Microsoft ends support for Internet Explorer on June 16, 2022.
We recommend using one of the browsers listed below.

Microsoft Edge（Latest version）
Mozilla Firefox（Latest version）
Google Chrome（Latest version）
Apple Safari（Latest version）

Please contact your browser provider for download and installation instructions.

June 25, 2024

NTT Corporation

NTT's algorithm improves the performance of Fugaku's large-scale graph search by about 20%
Contributed to supercomputer performance to rank first in Graph500 for 9 consecutive years

News Highlights:

◆We developed a fast breadth-first search (BFS) algorithm
◆Using Fugaku, the BFS for a graph with approximately 4.4 trillion vertices and 70.4 trillion edges has been accelerated to an average of 0.42 seconds
◆This achievement is expected to improve the performance of a wide range of processing such as data mining and AI using large-scale graph data

TOKYO - June 25, 2024 - NTT Corporation (NTT) has developed the algorithm Forest Pruning, to perform a high-speed calculation for graphs¹ (data showing relatedness of things by vertices and edges) to trace connections of all vertices from the start point in the shortest path (BFS²). This technology has contributed to improving the supercomputer Fugaku's record for first place in the BFS category in the Graph500³ supercomputer performance ranking by approximately 20%. This is expected to improve the performance of various processing such as data mining and AI using large-scale graph data.
　The results of the joint research group, including this technology, will be presented at The International Conference for High Performance Computing, Networking, Storage, and Analysis (SC24), a leading conference in the field of high-performance computing, to be held in Atlanta, GA, from November 17-22, 2024.

1. Background

Much of the complex information in the real world is represented in graphs. NTT has been researching ways to process large-scale graphs in a shorter time and with lower power consumption for many years and has devised Forest Pruning — an algorithm that enables efficient BFS. In the Graph500 Green "Big Data" computer ranking announced in November 2023, NTT's graph processing technology including Forest Pruning implemented on a GPU achieved the highest power efficiency among processors on the market. This time, we participated in the joint research group⁴ working on Graph500 on the supercomputer Fugaku, and implemented Forest Pruning for Fugaku, to achieve this result.

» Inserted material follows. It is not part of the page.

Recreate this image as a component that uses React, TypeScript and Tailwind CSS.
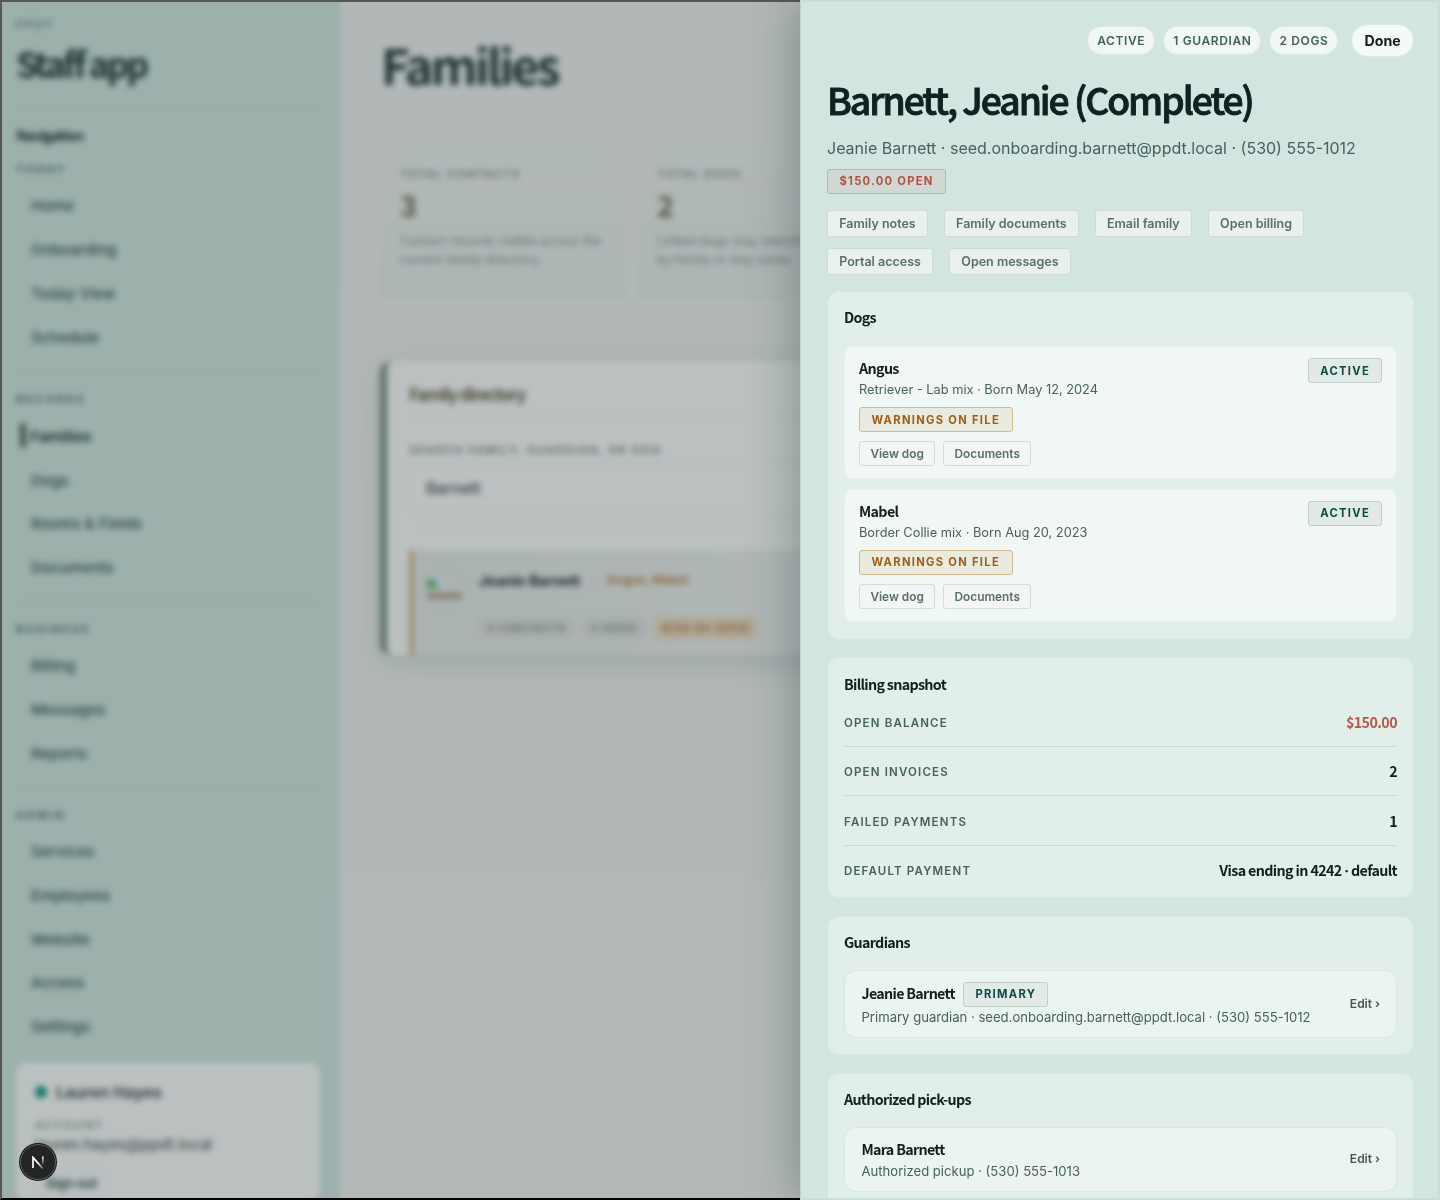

2. Key points of the technology

Forest Pruning skips searching the part of the graph that is originally tree-structured. Since the tree-structured portions of the graph appear in a BFS tree in their original form (Figure 1), trees can be discovered and separated in advance, allowing BFS trees to be structured in a short time without having to search for them each time. Separating trees also reduces memory consumption by shrinking the graph. This technique is effective when BFS is performed repeatedly on the same graph from different start points. Although the framework of accelerating subsequent processing through precomputation has been applied to various problems, a method of precomputing partial solutions, such as Forest Pruning, has not been identified in BFS.

Figure 1 Flow of Conventional BFS
Note. With vertex② as a start point. All vertices in the graph are discovered by visiting vertices connected by edges in order of proximity from the start point. Graph500 measures the performance of constructing a BFS tree, which represents the visiting path of the BFS.

The process of Forest Pruning consists of two steps: precomputation and BFS tree construction (Figure 2).

Precomputation: Decompose the graph into a set of trees and a non-tree part, each stored in a different data structure. This process is not included in the performance measurement according to the Graph500 specification.
BFS tree construction: Given a start point, a conventional BFS is performed only in the non-tree part of the graph to construct a partial BFS tree. Then, the tree parts obtained in the precomputation are copied and attached to this partial BFS tree, resulting in the complete BFS tree. The cases are classified according to whether the given start point is included in the set of trees or the non-tree part, and the correct BFS tree is constructed regardless of the choice of start point.

Figure 2 Flow of BFS tree Construction using Forest Pruning

Forest Pruning reduces the process of BFS tree construction by performing precomputation. When BFS is performed repeatedly while changing the start point on the same graph, only the BFS tree construction is performed repeatedly, so that this technique can reduce the overall processing time.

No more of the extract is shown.